Henry VIII’s sixth and last wife, whom he married a year later in 1543, was Catherine Parr. She was much older than his other wives and a pragmatist with a good sensible head firmly screwed on to her shoulders. She managed to keep it there by outliving the king. She was also a very good nurse, which was by far her most important quality to a king crippled by thrombosis. By the late 1540s Henry VIII had long lost the athletic prowess of his youth; the hunting and music-making were a thing of the past. Though he still managed to lead his troops to the siege of Boulogne in 1544, mostly he had to be wheeled round his palaces in a mechanical contraption, so enormously swollen had his legs become. Too unfit even to sign his own name, a rubber stamp had to be invented to do the job.
The new queen was kind and dutiful to her stepchildren, Mary, Elizabeth and Edward. The two girls, having both been declared illegitimate by Henry, had been brought up in penniless obscurity far from court. To an unenthusiastic Henry, Catherine insisted that the nervous and religious Lady Mary and the clever Lady Elizabeth, whose mother’s head had been cut off when she was under three, should come to live with her and the king. Catherine Parr made sure that after years of neglect they were treated as befitted their rank as their father’s daughters.
As the king’s ill-health signalled that the end of his life was approaching, members of the court began jockeying among themselves for power. Most significant were the two brothers of Jane Seymour, Edward and Thomas. As uncles of the sickly nine-year-old-heir Edward they hoped to rule the country, with the elder uncle Edward Seymour becoming lord protector. Meanwhile, however, rumours had reached the king’s suspicious ears that the Duke of Norfolk, who had now been uncle to two queens, and his son the Earl of Surrey were openly stating that their royal blood showed that on the king’s death Norfolk would be the best regent. Surrey indeed had taken to wearing the arms of Edward the Confessor. For this
lèse-majesté
Surrey was executed on 19 January 1547 and Norfolk would have been executed on the 28th had Henry VIII not died the day before. The king passed away holding the gentle Cranmer’s hand. It was one of the few of Henry’s relationships that had endured.
The succession to the English throne of a minor had always tended to be a recipe for disaster. On the other hand the kingdom Edward VI’s father bequeathed to him was more unified under royal government and more closely linked to Westminster than ever before.
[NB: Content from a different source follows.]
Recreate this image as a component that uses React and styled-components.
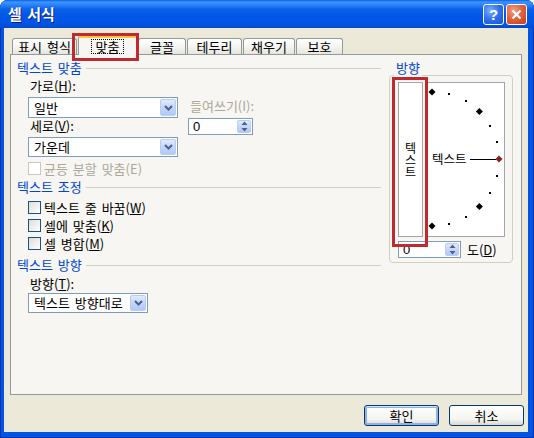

As partly Welsh with lands and a following in Wales, it had been a relatively easy matter for Henry by the 1536 Statute of Wales finally to do away with the ancient marcher jurisdictions, and the whole country was finally organized into shires along the English model. In Ireland a Fitzgerald rising proved the perfect excuse for Henry to send in an army to reduce the country to some semblance of order. He extended the Reformation to Ireland on the same principles as he had done in England, giving Irish lords the extensive lands of the monasteries in return for their loyalty. Since Lord of Ireland had been a papal title, Henry now called himself King of Ireland.